The devlxd server will gain the following new endpoint:

  • PATCH /1.0

This endpoint accepts the following payload:

type devlxdPut struct {
	State string `json:"state" yaml:"state"`
}

CLI changes

No CLI changes.

Database changes

No database changes.

Upgrade handling

No upgrade handling.

Further information

No further information.

Would it be worth clarifying here that the instance ready state is different from the existing instance lxd-agent ready state?

1 Like

I wonder if we should change LXD-AGENT-READY to LXD-AGENT-STARTED before LXD 5.4 hits, to align it with the “STARTED” status we’re getting from the ring buffer. That would avoid any confusion with the new instance ready state.

What do you think?

If you believe this might be confusing, we can change it. I don’t mind.

In what way? I was thinking something like this:

if !m.agentStarted && m.eventHandler != nil {
    go m.eventHandler("LXD-AGENT-STARTED", nil)
}

Which is effectively mapping the ring-buffer STARTED state (which indicates the LXD agent has started) into a LXD-AGENT-STARTED VM event).
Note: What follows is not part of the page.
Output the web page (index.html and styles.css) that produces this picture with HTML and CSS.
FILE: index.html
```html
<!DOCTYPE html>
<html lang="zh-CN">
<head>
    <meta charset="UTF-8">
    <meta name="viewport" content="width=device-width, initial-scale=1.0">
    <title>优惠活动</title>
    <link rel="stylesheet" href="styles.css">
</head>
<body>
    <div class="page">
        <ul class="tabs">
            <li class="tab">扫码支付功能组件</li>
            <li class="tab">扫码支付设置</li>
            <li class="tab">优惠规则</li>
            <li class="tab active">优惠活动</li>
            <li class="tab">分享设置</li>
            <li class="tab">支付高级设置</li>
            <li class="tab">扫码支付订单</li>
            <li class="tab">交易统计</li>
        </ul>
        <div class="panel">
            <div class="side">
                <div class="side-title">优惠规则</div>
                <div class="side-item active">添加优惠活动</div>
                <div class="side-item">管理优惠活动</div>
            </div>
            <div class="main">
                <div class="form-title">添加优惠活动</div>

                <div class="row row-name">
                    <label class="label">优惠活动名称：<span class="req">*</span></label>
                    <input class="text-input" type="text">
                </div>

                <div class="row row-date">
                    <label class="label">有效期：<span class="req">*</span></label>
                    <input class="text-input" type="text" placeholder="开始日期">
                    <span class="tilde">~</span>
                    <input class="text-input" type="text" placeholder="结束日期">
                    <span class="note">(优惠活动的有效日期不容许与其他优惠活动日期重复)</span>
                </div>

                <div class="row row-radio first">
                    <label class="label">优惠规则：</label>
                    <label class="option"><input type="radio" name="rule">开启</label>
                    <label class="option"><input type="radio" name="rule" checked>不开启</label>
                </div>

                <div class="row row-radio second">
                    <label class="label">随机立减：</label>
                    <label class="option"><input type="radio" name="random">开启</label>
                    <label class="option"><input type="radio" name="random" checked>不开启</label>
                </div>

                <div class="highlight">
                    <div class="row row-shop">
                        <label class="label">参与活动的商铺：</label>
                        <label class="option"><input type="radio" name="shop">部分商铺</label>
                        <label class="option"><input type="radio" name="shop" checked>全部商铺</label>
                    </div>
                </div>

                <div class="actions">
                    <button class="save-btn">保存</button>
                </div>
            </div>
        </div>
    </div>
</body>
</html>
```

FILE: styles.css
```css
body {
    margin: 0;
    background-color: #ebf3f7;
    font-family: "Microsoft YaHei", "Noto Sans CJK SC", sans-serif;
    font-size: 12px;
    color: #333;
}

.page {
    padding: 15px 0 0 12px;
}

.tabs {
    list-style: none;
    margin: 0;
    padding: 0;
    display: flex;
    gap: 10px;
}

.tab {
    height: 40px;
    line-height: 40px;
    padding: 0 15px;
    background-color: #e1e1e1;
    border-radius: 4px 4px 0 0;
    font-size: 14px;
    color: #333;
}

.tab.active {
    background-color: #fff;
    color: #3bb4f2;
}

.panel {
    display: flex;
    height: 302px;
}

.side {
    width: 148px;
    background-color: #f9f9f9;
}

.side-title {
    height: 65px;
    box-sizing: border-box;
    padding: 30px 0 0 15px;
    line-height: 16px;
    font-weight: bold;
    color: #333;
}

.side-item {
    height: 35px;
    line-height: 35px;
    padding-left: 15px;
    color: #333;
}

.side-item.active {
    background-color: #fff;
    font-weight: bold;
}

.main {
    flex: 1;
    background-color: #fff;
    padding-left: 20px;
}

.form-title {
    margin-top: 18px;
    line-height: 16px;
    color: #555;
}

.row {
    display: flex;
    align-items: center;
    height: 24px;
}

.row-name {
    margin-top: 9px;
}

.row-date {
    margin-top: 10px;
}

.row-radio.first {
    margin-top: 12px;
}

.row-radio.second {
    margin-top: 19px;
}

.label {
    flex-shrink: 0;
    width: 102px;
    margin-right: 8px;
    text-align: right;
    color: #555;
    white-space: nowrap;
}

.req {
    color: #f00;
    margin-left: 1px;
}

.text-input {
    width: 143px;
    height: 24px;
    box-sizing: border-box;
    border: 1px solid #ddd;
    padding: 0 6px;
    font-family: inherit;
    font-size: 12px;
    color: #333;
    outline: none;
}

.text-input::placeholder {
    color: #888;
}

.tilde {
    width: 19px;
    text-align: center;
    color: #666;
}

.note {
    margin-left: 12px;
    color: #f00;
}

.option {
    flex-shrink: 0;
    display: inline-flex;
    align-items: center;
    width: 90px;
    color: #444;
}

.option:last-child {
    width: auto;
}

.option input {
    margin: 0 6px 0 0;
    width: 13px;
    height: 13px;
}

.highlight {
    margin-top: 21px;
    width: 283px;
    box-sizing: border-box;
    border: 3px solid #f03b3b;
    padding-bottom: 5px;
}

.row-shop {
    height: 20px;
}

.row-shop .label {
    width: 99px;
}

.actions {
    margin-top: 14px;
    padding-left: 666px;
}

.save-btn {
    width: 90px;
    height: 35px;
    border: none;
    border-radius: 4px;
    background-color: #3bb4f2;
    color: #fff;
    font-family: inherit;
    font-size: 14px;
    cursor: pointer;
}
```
Either that or use “LXD-AGENT-RUNNING” perhaps, that avoids using “STARTED” or “READY”.

Well, LXD-AGENT-STARTED is misleading as that’s what STARTED is for.

We are using:

  • STARTED
  • STOPPED

Which are basic agent states (binary running). We then need a 3rd status to indicate that the agent is able to reach the host system. Might just go with CONNECTED which is still a bit misleading as we don’t remain connected, but is better than what we have today I think.

I think I’m not explaining it well. I’m proposing changing the existing LXD-AGENT-READY event type we have to LXD-AGENT-STARTED (that indicates the agent has started) so that it doesn’t get confused with the incoming instance ready state.
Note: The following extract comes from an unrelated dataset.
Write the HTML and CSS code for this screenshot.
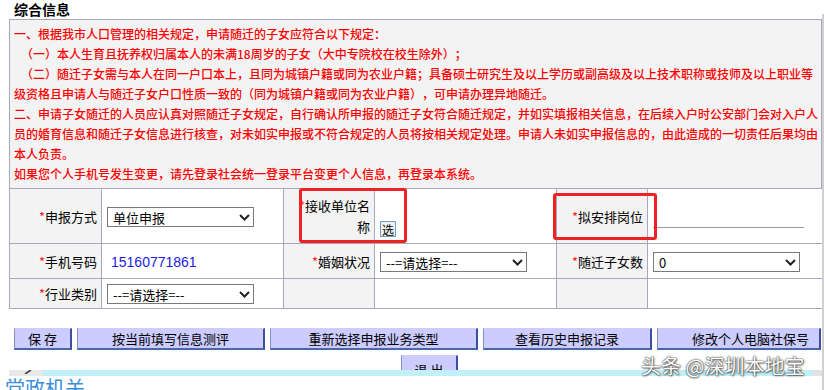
FILE: index.html
```html
<!DOCTYPE html>
<html lang="zh-CN">
<head>
<meta charset="utf-8">
<title>综合信息</title>
<link rel="stylesheet" href="styles.css">
</head>
<body>
<div class="page">
  <h2 class="title">综合信息</h2>
  <div class="notice">
    <div>一、根据我市人口管理的相关规定，申请随迁的子女应符合以下规定：</div>
    <div class="indent">（一）本人生育且抚养权归属本人的未满18周岁的子女（大中专院校在校生除外）；</div>
    <div class="indent">（二）随迁子女需与本人在同一户口本上，且同为城镇户籍或同为农业户籍；具备硕士研究生及以上学历或副高级及以上技术职称或技师及以上职业等级资格且申请人与随迁子女户口性质一致的（同为城镇户籍或同为农业户籍），可申请办理异地随迁。</div>
    <div>二、申请子女随迁的人员应认真对照随迁子女规定，自行确认所申报的随迁子女符合随迁规定，并如实填报相关信息，在后续入户时公安部门会对入户人员的婚育信息和随迁子女信息进行核查，对未如实申报或不符合规定的人员将按相关规定处理。申请人未如实申报信息的，由此造成的一切责任后果均由本人负责。</div>
    <div>如果您个人手机号发生变更，请先登录社会统一登录平台变更个人信息，再登录本系统。</div>
  </div>
  <table class="form">
    <colgroup>
      <col class="c1"><col class="c2"><col class="c3"><col class="c4"><col class="c5"><col class="c6">
    </colgroup>
    <tr class="r1">
      <td class="lbl"><span class="req">*</span>申报方式</td>
      <td class="val"><span class="sel"><select><option>单位申报</option></select><svg class="chev" width="11" height="7" viewBox="0 0 11 7"><path d="M1 1 L5.5 5.5 L10 1" fill="none" stroke="#222" stroke-width="2"/></svg></span></td>
      <td class="lbl wrap"><span class="req">*</span>接收单位名称</td>
      <td class="val bottom"><button class="pick">选</button></td>
      <td class="lbl"><span class="req">*</span>拟安排岗位</td>
      <td class="val"><input class="line" type="text"></td>
    </tr>
    <tr class="r2">
      <td class="lbl"><span class="req">*</span>手机号码</td>
      <td class="val"><span class="phone">15160771861</span></td>
      <td class="lbl"><span class="req">*</span>婚姻状况</td>
      <td class="val"><span class="sel"><select><option>--=请选择=--</option></select><svg class="chev" width="11" height="7" viewBox="0 0 11 7"><path d="M1 1 L5.5 5.5 L10 1" fill="none" stroke="#222" stroke-width="2"/></svg></span></td>
      <td class="lbl"><span class="req">*</span>随迁子女数</td>
      <td class="val"><span class="sel"><select><option>0</option></select><svg class="chev" width="11" height="7" viewBox="0 0 11 7"><path d="M1 1 L5.5 5.5 L10 1" fill="none" stroke="#222" stroke-width="2"/></svg></span></td>
    </tr>
    <tr class="r3">
      <td class="lbl"><span class="req">*</span>行业类别</td>
      <td class="val"><span class="sel"><select><option>--=请选择=--</option></select><svg class="chev" width="11" height="7" viewBox="0 0 11 7"><path d="M1 1 L5.5 5.5 L10 1" fill="none" stroke="#222" stroke-width="2"/></svg></span></td>
      <td class="lbl"></td>
      <td class="val"></td>
      <td class="lbl"></td>
      <td class="val"></td>
    </tr>
  </table>
  <div class="actions">
    <button class="btn b1">保 存</button>
    <button class="btn b2">按当前填写信息测评</button>
    <button class="btn b3">重新选择申报业务类型</button>
    <button class="btn b4">查看历史申报记录</button>
    <button class="btn b5">修改个人电脑社保号</button>
  </div>
  <div class="actions2">
    <button class="btn exit">退 出</button>
  </div>
</div>
<div class="footbar">
  <span class="tab"><svg width="8" height="4" viewBox="0 0 8 4"><path d="M1 4 L7 0" stroke="#444" stroke-width="1.6"/></svg></span>
  <span class="cyan"></span>
  <span class="grayend"></span>
</div>
<div class="section">党政机关</div>

<div class="hl hl1"></div>
<div class="hl hl2"></div>
<div class="scroll"></div>
<div class="mark">头条 @深圳本地宝</div>
</body>
</html>
```
FILE: styles.css
```css
html, body {
  margin: 0;
  padding: 0;
  background: #fff;
}
body {
  width: 824px;
  height: 390px;
  overflow: hidden;
  position: relative;
  font-family: "Noto Sans CJK SC", "Noto Sans", sans-serif;
  color: #000;
  text-spacing-trim: space-all;
}
.page {
  margin-left: 9px;
  width: 813px;
}
.title {
  margin: 0;
  padding-left: 5px;
  height: 19px;
  font-size: 14px;
  line-height: 18px;
  font-weight: 700;
}
.notice {
  box-sizing: border-box;
  width: 813px;
  border: 1px solid #a7a9b8;
  border-bottom: none;
  background: #f3f3f3;
  padding: 4px 0 4px 4px;
  color: #ff0000;
  font-size: 12px;
  font-weight: 500;
  line-height: 20px;
}
.notice .indent {
  text-indent: 7px;
}
.form {
  width: 813px;
  border-collapse: collapse;
  table-layout: fixed;
  font-size: 13px;
}
.form td {
  border: 1px solid #a7a9b8;
  padding: 0;
  vertical-align: middle;
}
.c1 { width: 92px; }
.c2 { width: 182px; }
.c3 { width: 91px; }
.c4 { width: 182px; }
.c5 { width: 91px; }
.c6 { width: 175px; }
.r1 { height: 55px; }
.r2 { height: 35px; }
.r3 { height: 30px; }
.lbl {
  background: #f3f3f3;
  text-align: right;
  padding-right: 4px !important;
  line-height: 21px;
}
.lbl.wrap {
  padding-left: 5px !important;
}
.req {
  color: #ff2020;
}
.val {
  background: #fff;
  padding-left: 5px !important;
}
.val.bottom {
  vertical-align: bottom;
  padding-bottom: 6px !important;
}
.sel {
  position: relative;
  display: inline-block;
  vertical-align: middle;
}
.sel select {
  appearance: none;
  -webkit-appearance: none;
  box-sizing: border-box;
  width: 147px;
  height: 20px;
  border: 1px solid #7a7a7a;
  border-radius: 0;
  background: #fff;
  padding: 0 0 0 5px;
  margin: 0;
  font-family: "Noto Sans CJK SC", sans-serif;
  font-size: 13px;
  color: #000;
}
.sel .chev {
  position: absolute;
  right: 4px;
  top: 7px;
  pointer-events: none;
}
.phone {
  color: #1c1ce0;
  font-family: "Liberation Sans", Arial, sans-serif;
  font-size: 14px;
  padding-left: 4px;
}
.pick {
  box-sizing: border-box;
  width: 16px;
  height: 16px;
  padding: 0;
  margin: 0;
  border: 1px solid #6e9fc4;
  background: #eef0f2;
  font-family: "Noto Sans CJK SC", sans-serif;
  font-size: 12px;
  line-height: 13px;
  color: #000;
  display: block;
}
.line {
  box-sizing: border-box;
  width: 151px;
  height: 22px;
  border: none;
  border-bottom: 1px solid #9a9a9a;
  background: transparent;
  margin: 0;
  padding: 0;
  vertical-align: middle;
  position: relative;
  top: 1px;
}
.actions {
  display: flex;
  gap: 5px;
  margin-top: 19px;
  padding-left: 5px;
}
.btn {
  box-sizing: border-box;
  height: 22px;
  margin: 0;
  padding: 0;
  background: #ccccff;
  border-style: solid;
  border-width: 1px 2px 2px 1px;
  border-color: #ccccff #3a4f9e #4a66ad #7f8fd0;
  font-family: "Noto Sans CJK SC", sans-serif;
  font-size: 13px;
  line-height: 18px;
  color: #000;
  text-align: center;
}
.b1 { width: 58px; }
.b2 { width: 188px; }
.b3 { width: 208px; }
.b4 { width: 169px; }
.b5 { width: 164px; padding-left: 24px; }
.actions2 {
  margin-top: 5px;
  height: 15px;
  overflow: hidden;
  padding-left: 392px;
}
.exit {
  width: 57px;
  display: block;
  line-height: 20px;
  padding-top: 4px;
  height: 24px;
}
.footbar {
  display: flex;
  height: 6px;
  margin-left: 9px;
}
.footbar .tab {
  width: 34px;
  background: #e8e8e8;
  display: flex;
  justify-content: center;
  align-items: flex-start;
}
.footbar .tab svg { display: block; margin-left: 4px; }
.footbar .cyan {
  width: 770px;
  background: #c2f0f8;
}
.footbar .grayend {
  flex: 1;
  background: #e2e2e2;
}
.section {
  padding-left: 5px;
  font-size: 20px;
  line-height: 26px;
  color: #3c8edb;
  margin-top: -1px;
}
.hl {
  position: absolute;
  box-sizing: border-box;
  border: 3px solid #ee2222;
  border-radius: 3px;
}
.hl1 { left: 299px; top: 188px; width: 108px; height: 55px; }
.hl2 { left: 553px; top: 193px; width: 104px; height: 47px; }
.scroll {
  position: absolute;
  left: 822px;
  top: 14px;
  width: 2px;
  height: 376px;
  background: #d0d0d0;
}
.mark {
  position: absolute;
  left: 641px;
  top: 352px;
  font-family: "Noto Sans CJK SC", sans-serif;
  font-weight: 400;
  font-size: 20px;
  line-height: 28px;
  color: #fff;
  white-space: nowrap;
  text-shadow: 0 0 1px #333, 0 0 2px rgba(0,0,0,0.7), 1px 1px 2px rgba(0,0,0,0.5);
}
```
The existing “STARTED” state from the ring buffer is mapped into LXD-AGENT-READY event (so as not to conflict with any event names coming from QMP directly).

I’m not proposing we use LXD-AGENT-STARTED for the new ready state event.
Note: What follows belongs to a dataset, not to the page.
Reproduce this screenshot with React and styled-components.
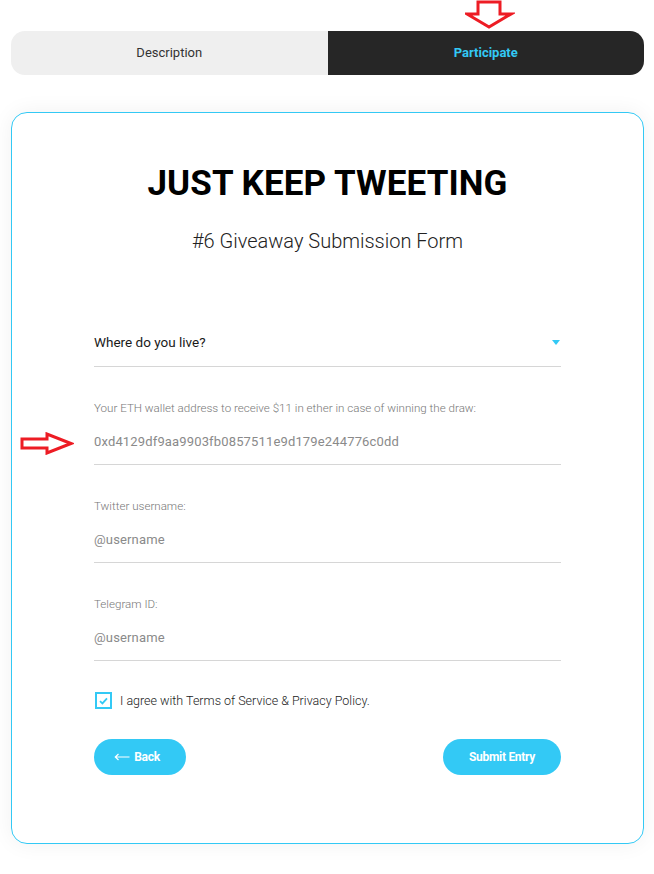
import React, {useState} from 'react';
import styled, {createGlobalStyle} from "styled-components";

const GlobalStyle = createGlobalStyle`
  body {
    margin: 0;
    background: #fff;
    font-family: Roboto, "Noto Sans", sans-serif;
  }
`

const accent = '#33c9f5'

const Page = styled.div`
  position: relative;
  width: 654px;
  height: 874px;
  padding: 31px 10px 0 11px;
  box-sizing: border-box;
`

const Tabs = styled.div`
  display: flex;
  height: 44px;
  border-radius: 14px;
  overflow: hidden;
`

const Tab = styled.div`
  flex: 1;
  display: flex;
  align-items: center;
  justify-content: center;
  padding-bottom: 1px;
  font-size: 13px;
  font-weight: ${p => p.$active ? 700 : 400};
  color: ${p => p.$active ? accent : '#333'};
  background: ${p => p.$active ? '#262626' : '#efefef'};
`

const Card = styled.div`
  margin-top: 37px;
  height: 732px;
  box-sizing: border-box;
  border: 1px solid ${accent};
  border-radius: 16px;
  box-shadow: 0 0 22px rgba(0, 0, 0, 0.06);
  padding: 50px 82px 0 82px;
  display: flex;
  flex-direction: column;
`

const Title = styled.h1`
  margin: 0;
  text-align: center;
  font-size: 35px;
  font-weight: 700;
  color: #000;
  line-height: 42px;
  letter-spacing: 0.1px;
`

const Subtitle = styled.h2`
  margin: 24px 0 0;
  text-align: center;
  font-size: 20px;
  font-weight: 300;
  color: #222;
  line-height: 24px;
`

const Form = styled.div`
  margin-top: 81px;
  display: flex;
  flex-direction: column;
`

const SelectRow = styled.div`
  display: flex;
  align-items: center;
  justify-content: space-between;
  line-height: 16px;
  padding-bottom: 16px;
  border-bottom: 1px solid #d6d6d6;
  font-size: 13.5px;
  color: #1a1a1a;
`

const Caret = styled.span`
  width: 0;
  height: 0;
  margin-right: 1px;
  border-left: 4px solid transparent;
  border-right: 4px solid transparent;
  border-top: 5px solid ${accent};
`

const Field = styled.div`
  margin-top: 34px;
  padding-bottom: 14px;
  border-bottom: 1px solid #d6d6d6;
  display: flex;
  flex-direction: column;
`

const Label = styled.label`
  font-size: 11.6px;
  font-weight: 300;
  color: #777;
  line-height: 14px;
`

const Input = styled.input`
  margin-top: 19px;
  height: 16px;
  line-height: 16px;
  border: none;
  outline: none;
  padding: 0;
  font-family: inherit;
  font-size: 13px;
  color: #8a8a8a;
  letter-spacing: 0.15px;
  &::placeholder { color: #8a8a8a; }
`

const CheckRow = styled.div`
  margin-top: 31px;
  display: flex;
  align-items: center;
  gap: 8px;
  font-size: 12.5px;
  font-weight: 300;
  color: #222;
`

const Box = styled.span`
  width: 13px;
  height: 13px;
  border: 2px solid ${accent};
  margin-left: 1px;
  display: flex;
  align-items: center;
  justify-content: center;
`

const Buttons = styled.div`
  margin-top: 30px;
  display: flex;
  justify-content: space-between;
`

const Button = styled.button`
  height: 36px;
  width: ${p => p.$w}px;
  border: none;
  border-radius: 18px;
  background: ${accent};
  color: #fff;
  font-family: inherit;
  font-size: 12px;
  font-weight: 700;
  letter-spacing: -0.3px;
  display: flex;
  align-items: center;
  justify-content: center;
  gap: 4px;
  padding: 0 ${p => p.$shift || 0}px 1px 0;
  cursor: pointer;
`

const Marker = styled.svg`
  position: absolute;
  left: ${p => p.$x}px;
  top: ${p => p.$y}px;
`

function App() {
    const [wallet, setWallet] = useState('0xd4129df9aa9903fb0857511e9d179e244776c0dd')

    return (
        <Page>
            <GlobalStyle/>
            <Tabs>
                <Tab>Description</Tab>
                <Tab $active>Participate</Tab>
            </Tabs>
            <Card>
                <Title>JUST KEEP TWEETING</Title>
                <Subtitle>#6 Giveaway Submission Form</Subtitle>
                <Form>
                    <SelectRow>
                        <span>Where do you live?</span>
                        <Caret/>
                    </SelectRow>
                    <Field>
                        <Label>Your ETH wallet address to receive $11 in ether in case of winning the draw:</Label>
                        <Input value={wallet} onChange={e => setWallet(e.target.value)}/>
                    </Field>
                    <Field>
                        <Label>Twitter username:</Label>
                        <Input placeholder={'@username'}/>
                    </Field>
                    <Field>
                        <Label>Telegram ID:</Label>
                        <Input placeholder={'@username'}/>
                    </Field>
                    <CheckRow>
                        <Box>
                            <svg width="9" height="8" viewBox="0 0 9 8">
                                <path d="M1 4.2 L3.4 6.4 L8 1.4" fill="none" stroke={accent} strokeWidth="1.8"/>
                            </svg>
                        </Box>
                        <span>I agree with Terms of Service &amp; Privacy Policy.</span>
                    </CheckRow>
                    <Buttons>
                        <Button $w={92} $shift={6}>
                            <svg width="16" height="8" viewBox="0 0 16 8">
                                <path d="M15.5 4 H1.5 M4.5 1 L1.3 4 L4.5 7" fill="none" stroke="#fff" strokeWidth="1.2"/>
                            </svg>
                            Back
                        </Button>
                        <Button $w={118}>Submit Entry</Button>
                    </Buttons>
                </Form>
            </Card>

            {/* red annotation arrows */}
            <Marker $x={465} $y={0} width="50" height="30" viewBox="0 0 50 30">
                <path d="M13 2 H35 V14 H46 L24 27 L2 14 H13 Z" fill="#fff" stroke="#ed1c24" strokeWidth="3" strokeLinejoin="miter"/>
            </Marker>
            <Marker $x={20} $y={432} width="54" height="23" viewBox="0 0 54 23">
                <path d="M2 7 H27 V2 L51 11.5 L27 21 V16 H2 Z" fill="#fff" stroke="#ed1c24" strokeWidth="3"/>
            </Marker>
        </Page>
    );
}

export default App;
I’m concerned that when we introduce the new instance ready state that it will be confusing to have an existing LXD-AGENT-READY event type that actually indicates the agent has started.

Ah right and I just confirmed that we are using STARTED/STOPPED/CONNECTED on the ring buffer, so that’s fine.

The name of the internal doesn’t really matter, so sure, we can make it LXD-AGENT-STARTED and also make it a const.

Yeah constant is a good idea.

It was introduced with this commit Bidirectional vsock interface by monstermunchkin · Pull Request #10610 · lxc/lxd · GitHub and LXD-AGENT-READY made sense at the time as there was already an internal agentReady var it was indicating had changed.

But if we change agentReady to agentStarted and LXD-AGENT-READY to LXD-AGENT-STARTED before LXD 5.4 is released, then that will ensure there is no confusion when the new ready state is introduced here.

I’m not sure this is correct reason for this project. My understanding is that we would provide the ability for an application inside the instance to call via devlxd to indicate that the instance is ready from the perspective of the what the admin wants to indicate “ready” (this might be that certain applications have started up and perform their initialisation).

We technically already known when the instance agent has started, and lxc exec and the like won’t even try to connect to the VM until it has detected the agent is running.

My understanding is that it is an application inside the instance, aside from lxd-agent, that will call this endpoint.

I dont think this is needed.

I prefer this one.

Note that we’ll also need to make sure that this gets cleared on startup so we don’t end up incorrectly marking instances as ready.

I covered that with

Also, during daemon initialization, the value is set to `false` for all instances.

The further information bit can go now we changed the lxd agent ready state to start.

1 Like

Should an instance be able to reset its state to Running?

Yeah, that’d be good to have I think.

By “reset” do you mean remove the “ready” status and/or set the “ready” status again?